◆ **Instructions to follow**: Check each line of the records below and collect those that include the word "styled".

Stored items
[Begin]

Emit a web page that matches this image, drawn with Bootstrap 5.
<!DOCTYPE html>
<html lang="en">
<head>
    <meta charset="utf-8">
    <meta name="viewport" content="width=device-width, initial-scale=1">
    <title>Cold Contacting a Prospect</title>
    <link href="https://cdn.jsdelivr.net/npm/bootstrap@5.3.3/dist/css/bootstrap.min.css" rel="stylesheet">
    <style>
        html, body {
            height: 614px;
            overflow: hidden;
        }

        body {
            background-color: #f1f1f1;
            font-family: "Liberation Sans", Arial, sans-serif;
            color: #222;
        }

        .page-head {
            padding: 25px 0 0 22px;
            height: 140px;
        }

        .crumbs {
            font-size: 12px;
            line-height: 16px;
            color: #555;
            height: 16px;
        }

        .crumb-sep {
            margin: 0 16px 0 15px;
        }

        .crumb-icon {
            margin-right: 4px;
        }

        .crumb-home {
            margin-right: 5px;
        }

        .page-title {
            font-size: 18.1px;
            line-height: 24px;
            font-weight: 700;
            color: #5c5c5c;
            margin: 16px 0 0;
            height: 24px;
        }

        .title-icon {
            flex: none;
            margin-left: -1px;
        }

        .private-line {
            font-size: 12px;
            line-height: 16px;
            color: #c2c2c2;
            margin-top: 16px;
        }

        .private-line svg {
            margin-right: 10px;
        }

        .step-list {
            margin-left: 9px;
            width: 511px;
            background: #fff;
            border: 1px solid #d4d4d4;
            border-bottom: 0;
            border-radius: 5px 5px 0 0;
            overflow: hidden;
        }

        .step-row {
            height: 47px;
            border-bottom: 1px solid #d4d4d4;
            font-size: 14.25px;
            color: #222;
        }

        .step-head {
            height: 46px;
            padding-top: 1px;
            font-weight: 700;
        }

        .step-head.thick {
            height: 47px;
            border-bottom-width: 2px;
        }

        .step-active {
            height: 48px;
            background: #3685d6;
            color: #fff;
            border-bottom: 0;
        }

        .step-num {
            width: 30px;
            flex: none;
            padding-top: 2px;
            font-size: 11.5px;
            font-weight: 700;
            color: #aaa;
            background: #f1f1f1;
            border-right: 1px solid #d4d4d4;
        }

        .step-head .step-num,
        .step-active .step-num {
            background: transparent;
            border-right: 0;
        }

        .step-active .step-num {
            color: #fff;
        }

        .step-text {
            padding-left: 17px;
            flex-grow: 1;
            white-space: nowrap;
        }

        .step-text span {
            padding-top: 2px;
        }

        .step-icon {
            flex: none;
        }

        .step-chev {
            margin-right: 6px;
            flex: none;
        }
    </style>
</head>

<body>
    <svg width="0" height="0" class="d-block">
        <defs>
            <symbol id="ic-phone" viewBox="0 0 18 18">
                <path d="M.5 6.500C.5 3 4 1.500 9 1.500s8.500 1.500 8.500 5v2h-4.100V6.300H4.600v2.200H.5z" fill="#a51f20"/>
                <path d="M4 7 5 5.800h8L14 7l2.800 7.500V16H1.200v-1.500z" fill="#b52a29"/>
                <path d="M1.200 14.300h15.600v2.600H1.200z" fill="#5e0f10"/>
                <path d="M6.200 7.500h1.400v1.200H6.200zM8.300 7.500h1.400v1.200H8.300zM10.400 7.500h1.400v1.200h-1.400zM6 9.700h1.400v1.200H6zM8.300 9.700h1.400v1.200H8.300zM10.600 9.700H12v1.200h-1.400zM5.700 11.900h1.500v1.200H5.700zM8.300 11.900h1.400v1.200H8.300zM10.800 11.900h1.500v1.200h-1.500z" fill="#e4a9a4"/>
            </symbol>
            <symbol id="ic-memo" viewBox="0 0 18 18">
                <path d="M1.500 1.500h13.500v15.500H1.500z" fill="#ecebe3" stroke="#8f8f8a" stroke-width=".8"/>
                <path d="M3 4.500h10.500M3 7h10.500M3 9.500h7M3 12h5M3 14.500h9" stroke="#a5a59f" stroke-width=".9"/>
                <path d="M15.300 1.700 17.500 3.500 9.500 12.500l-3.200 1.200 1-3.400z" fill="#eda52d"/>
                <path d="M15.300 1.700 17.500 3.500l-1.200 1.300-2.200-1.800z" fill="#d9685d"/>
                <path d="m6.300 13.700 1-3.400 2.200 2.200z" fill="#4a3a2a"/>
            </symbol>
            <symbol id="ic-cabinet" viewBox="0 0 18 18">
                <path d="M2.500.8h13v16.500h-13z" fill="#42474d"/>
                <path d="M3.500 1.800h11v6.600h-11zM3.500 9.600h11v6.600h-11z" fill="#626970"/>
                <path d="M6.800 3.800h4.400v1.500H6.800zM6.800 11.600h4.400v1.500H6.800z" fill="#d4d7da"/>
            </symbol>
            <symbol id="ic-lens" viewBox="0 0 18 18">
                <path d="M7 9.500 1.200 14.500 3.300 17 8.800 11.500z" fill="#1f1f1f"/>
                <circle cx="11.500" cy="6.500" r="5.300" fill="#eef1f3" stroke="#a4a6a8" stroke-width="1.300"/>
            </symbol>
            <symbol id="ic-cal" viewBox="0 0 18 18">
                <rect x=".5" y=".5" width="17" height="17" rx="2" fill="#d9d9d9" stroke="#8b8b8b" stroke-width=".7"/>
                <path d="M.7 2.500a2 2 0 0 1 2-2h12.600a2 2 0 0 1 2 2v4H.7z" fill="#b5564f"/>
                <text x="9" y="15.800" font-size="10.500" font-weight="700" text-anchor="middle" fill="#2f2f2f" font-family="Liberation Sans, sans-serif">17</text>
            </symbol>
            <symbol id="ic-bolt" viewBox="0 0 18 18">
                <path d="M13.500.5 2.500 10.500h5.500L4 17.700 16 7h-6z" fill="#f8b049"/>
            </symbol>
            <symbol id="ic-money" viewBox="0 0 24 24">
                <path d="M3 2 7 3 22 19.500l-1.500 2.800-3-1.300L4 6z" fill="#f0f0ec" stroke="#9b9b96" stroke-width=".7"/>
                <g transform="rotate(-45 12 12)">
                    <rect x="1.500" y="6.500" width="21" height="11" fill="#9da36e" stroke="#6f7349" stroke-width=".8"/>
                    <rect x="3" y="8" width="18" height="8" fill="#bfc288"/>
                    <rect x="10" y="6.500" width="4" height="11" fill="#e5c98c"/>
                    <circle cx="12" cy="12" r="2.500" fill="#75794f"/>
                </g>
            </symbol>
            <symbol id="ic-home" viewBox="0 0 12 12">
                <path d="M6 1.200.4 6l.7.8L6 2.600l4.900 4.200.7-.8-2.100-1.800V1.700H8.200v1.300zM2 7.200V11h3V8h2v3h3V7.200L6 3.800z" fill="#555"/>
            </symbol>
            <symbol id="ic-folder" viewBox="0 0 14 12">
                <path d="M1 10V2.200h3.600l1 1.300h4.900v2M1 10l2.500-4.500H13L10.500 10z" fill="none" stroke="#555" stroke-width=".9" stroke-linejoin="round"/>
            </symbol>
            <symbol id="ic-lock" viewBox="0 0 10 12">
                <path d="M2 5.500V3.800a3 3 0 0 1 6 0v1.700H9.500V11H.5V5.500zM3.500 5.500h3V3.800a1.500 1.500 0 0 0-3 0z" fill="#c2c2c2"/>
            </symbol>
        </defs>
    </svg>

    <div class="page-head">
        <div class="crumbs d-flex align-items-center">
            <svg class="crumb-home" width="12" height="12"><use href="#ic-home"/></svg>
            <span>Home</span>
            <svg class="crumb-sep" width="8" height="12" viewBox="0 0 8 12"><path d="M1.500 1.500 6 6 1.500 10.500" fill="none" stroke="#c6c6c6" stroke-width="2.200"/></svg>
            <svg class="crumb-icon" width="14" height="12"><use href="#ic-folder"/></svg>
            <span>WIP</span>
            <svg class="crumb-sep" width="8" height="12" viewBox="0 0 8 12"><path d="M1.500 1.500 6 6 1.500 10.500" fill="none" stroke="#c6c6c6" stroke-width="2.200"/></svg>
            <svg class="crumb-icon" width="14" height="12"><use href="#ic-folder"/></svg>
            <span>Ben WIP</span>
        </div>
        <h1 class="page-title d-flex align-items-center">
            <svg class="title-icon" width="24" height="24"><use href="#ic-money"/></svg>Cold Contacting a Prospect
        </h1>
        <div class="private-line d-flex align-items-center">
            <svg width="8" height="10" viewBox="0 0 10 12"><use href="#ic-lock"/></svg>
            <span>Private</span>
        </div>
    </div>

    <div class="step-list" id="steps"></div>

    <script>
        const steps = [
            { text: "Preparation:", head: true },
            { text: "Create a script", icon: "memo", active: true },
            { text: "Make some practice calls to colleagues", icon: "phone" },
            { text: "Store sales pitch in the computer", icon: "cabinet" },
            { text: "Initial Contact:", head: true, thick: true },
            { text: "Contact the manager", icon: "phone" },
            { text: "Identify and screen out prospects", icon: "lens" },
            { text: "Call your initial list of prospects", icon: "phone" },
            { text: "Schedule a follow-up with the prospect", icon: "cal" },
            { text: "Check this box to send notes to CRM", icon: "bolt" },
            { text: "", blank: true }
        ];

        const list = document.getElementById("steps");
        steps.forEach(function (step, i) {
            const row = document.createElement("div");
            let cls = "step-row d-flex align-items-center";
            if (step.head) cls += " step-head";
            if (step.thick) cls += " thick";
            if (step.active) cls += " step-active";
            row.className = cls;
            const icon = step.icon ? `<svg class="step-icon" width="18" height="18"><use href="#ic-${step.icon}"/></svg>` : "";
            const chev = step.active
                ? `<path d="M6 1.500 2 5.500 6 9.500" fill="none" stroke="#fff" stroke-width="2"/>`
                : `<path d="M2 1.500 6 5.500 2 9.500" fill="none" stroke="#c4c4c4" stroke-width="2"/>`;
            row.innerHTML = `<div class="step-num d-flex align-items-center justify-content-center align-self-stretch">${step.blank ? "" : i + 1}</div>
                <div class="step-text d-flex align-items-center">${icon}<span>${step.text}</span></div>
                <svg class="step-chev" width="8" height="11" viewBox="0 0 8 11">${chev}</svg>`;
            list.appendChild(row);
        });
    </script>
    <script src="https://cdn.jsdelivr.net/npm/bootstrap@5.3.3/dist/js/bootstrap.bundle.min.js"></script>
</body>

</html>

[End]
[Begin]

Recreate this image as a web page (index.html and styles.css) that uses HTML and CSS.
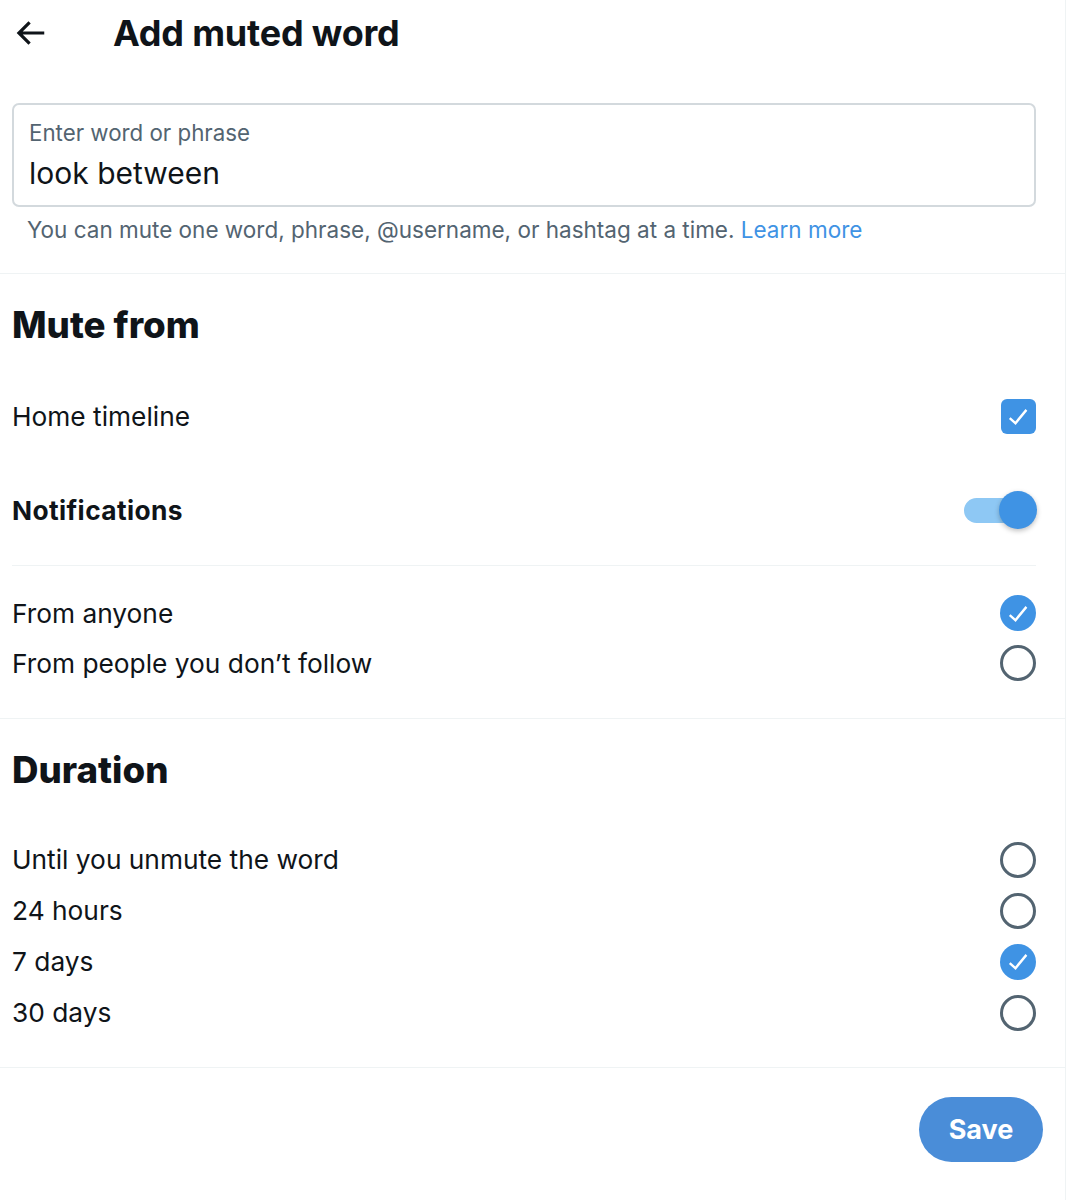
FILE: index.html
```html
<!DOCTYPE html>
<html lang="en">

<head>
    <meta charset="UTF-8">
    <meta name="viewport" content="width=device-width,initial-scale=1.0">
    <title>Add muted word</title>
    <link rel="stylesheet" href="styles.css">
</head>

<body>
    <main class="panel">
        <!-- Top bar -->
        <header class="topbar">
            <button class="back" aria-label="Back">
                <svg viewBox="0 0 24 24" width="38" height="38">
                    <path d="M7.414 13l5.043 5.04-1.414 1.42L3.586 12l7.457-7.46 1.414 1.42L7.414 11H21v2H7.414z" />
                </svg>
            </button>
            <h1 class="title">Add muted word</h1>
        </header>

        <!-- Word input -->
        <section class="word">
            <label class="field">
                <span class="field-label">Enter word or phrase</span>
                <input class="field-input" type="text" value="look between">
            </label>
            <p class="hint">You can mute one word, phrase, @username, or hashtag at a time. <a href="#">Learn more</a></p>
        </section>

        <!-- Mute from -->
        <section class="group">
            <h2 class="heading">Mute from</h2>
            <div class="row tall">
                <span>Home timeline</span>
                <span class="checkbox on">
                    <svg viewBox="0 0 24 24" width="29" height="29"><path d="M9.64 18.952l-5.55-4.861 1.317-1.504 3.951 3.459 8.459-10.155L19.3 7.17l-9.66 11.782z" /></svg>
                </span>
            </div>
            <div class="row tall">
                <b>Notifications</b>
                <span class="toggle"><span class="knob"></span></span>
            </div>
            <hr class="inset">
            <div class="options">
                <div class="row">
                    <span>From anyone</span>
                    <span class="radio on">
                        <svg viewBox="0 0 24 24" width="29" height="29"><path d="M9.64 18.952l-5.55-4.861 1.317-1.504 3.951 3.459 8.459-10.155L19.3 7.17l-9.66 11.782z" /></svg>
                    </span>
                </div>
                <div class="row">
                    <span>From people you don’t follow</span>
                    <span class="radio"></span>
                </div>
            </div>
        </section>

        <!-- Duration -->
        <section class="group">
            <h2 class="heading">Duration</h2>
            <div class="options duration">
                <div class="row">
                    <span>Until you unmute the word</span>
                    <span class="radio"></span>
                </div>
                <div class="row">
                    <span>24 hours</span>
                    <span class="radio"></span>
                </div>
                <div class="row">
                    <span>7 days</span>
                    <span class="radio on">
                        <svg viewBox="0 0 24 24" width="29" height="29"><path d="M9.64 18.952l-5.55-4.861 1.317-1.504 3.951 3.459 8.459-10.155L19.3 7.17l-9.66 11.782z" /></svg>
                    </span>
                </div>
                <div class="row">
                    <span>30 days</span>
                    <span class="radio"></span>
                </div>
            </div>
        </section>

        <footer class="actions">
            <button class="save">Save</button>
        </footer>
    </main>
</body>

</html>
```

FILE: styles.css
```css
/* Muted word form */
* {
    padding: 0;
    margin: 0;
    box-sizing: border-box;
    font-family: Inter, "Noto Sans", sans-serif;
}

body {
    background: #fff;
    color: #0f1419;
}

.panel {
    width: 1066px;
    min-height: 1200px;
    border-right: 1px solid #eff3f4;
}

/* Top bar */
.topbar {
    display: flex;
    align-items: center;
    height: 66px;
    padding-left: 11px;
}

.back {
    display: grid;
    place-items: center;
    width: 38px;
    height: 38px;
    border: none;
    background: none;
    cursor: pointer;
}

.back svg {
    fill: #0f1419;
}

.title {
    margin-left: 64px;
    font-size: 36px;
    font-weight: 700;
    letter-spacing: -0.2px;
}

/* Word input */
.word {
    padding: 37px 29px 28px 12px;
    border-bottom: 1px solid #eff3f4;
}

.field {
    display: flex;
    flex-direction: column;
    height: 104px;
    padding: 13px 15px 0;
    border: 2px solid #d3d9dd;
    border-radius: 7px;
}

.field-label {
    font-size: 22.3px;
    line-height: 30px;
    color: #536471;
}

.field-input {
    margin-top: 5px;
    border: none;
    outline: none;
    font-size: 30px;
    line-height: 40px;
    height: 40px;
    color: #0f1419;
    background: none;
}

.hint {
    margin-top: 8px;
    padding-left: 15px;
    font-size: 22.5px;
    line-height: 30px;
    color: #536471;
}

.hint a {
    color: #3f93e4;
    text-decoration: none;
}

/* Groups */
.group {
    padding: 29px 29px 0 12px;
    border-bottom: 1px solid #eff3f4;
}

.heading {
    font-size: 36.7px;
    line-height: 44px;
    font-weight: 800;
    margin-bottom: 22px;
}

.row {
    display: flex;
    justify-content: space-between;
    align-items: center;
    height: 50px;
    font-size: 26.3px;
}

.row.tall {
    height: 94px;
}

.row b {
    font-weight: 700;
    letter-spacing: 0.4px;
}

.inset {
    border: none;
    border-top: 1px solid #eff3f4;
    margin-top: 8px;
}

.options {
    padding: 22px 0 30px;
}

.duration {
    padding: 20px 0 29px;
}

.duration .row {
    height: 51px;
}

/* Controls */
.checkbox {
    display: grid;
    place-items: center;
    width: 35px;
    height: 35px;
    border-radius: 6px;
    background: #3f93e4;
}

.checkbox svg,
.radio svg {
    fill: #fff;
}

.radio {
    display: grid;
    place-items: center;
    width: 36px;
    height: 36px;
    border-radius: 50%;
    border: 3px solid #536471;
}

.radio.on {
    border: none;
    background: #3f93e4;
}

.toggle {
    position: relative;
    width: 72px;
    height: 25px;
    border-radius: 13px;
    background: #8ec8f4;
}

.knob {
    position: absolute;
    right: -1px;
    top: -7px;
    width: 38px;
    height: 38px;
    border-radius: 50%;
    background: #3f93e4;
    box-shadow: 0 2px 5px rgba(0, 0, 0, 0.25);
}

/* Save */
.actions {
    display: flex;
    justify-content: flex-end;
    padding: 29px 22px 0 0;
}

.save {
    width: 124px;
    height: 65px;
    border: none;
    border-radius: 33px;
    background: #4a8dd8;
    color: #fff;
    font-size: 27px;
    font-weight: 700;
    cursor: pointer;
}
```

[End]
[Begin]

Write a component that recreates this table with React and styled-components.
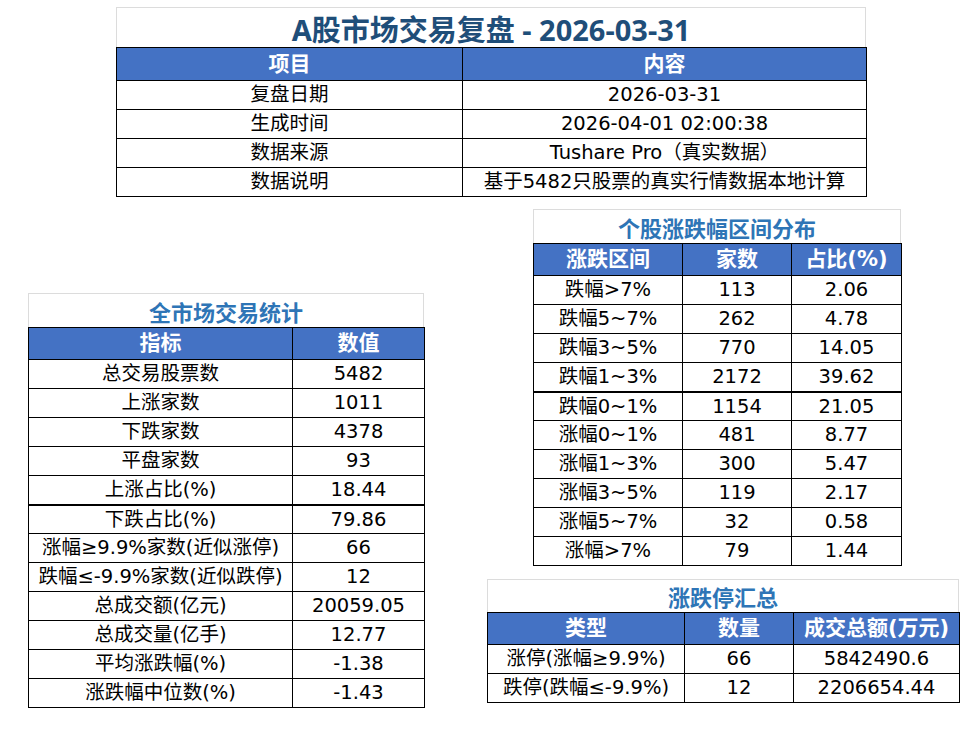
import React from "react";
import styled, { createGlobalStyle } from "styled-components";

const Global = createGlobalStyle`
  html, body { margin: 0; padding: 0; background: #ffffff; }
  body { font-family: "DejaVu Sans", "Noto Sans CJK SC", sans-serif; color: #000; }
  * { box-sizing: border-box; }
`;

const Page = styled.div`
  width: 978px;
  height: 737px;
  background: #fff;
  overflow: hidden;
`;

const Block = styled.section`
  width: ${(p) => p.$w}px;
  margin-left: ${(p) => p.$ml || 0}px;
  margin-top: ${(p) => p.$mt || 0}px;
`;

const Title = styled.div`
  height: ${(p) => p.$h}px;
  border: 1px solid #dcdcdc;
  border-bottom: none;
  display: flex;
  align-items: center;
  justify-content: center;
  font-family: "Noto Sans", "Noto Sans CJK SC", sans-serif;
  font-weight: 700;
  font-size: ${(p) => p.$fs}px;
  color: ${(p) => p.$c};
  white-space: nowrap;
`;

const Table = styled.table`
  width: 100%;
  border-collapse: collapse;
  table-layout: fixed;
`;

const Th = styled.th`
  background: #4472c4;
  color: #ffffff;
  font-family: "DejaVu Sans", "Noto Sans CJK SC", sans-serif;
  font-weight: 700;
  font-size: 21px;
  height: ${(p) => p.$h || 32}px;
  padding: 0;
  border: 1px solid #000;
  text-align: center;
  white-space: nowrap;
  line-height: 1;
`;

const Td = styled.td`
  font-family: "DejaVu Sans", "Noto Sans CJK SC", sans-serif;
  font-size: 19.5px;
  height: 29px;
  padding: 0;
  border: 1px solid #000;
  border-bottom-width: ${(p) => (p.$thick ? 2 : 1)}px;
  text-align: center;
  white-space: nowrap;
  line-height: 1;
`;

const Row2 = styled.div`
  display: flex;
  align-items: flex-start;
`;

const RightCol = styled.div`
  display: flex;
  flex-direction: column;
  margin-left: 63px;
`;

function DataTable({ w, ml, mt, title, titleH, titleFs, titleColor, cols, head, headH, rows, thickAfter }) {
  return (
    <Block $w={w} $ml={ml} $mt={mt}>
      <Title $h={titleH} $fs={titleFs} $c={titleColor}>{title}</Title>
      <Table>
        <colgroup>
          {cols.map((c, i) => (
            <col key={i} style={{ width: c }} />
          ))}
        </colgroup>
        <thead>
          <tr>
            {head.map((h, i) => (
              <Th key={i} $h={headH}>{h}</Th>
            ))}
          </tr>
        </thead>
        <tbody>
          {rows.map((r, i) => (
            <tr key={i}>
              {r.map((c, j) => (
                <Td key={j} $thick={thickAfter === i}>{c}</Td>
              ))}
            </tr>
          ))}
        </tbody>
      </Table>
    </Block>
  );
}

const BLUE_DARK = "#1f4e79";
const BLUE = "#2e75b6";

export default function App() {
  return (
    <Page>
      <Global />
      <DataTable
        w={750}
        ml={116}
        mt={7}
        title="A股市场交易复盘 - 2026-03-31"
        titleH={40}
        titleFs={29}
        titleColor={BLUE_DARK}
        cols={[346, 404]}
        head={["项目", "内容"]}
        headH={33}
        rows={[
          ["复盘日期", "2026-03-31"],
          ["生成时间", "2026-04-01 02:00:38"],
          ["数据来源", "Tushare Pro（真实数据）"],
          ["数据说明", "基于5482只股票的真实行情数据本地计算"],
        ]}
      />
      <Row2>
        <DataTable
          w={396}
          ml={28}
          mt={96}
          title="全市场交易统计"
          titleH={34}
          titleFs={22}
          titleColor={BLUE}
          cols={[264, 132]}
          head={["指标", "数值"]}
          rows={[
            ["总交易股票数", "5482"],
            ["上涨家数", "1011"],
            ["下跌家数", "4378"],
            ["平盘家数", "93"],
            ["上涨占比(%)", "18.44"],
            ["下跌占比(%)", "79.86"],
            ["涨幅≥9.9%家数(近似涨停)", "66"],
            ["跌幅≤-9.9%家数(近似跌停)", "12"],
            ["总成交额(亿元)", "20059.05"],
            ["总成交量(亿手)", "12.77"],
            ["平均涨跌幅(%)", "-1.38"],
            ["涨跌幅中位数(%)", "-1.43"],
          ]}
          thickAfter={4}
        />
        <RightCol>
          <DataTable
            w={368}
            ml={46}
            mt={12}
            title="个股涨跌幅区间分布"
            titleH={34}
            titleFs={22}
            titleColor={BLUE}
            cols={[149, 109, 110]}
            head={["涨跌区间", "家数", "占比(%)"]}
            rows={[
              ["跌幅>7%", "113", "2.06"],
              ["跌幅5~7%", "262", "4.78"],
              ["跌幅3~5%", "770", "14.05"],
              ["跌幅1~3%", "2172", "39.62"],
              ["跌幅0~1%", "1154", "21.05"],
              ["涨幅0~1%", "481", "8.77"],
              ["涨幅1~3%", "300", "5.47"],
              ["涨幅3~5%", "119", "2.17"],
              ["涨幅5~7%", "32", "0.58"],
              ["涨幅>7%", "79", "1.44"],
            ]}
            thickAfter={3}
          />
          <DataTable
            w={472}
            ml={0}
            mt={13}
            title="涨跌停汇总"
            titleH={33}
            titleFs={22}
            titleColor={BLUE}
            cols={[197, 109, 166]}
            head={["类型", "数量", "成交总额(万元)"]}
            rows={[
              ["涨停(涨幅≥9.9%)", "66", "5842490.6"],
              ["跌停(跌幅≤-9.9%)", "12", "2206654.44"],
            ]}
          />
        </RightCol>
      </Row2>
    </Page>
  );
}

[End]

◆ **Expected answer**:
Write a component that recreates this table with React and styled-components.
import styled, { createGlobalStyle } from "styled-components";
const Page = styled.div`
const Block = styled.section`
const Title = styled.div`
const Table = styled.table`
const Th = styled.th`
const Td = styled.td`
const Row2 = styled.div`
const RightCol = styled.div`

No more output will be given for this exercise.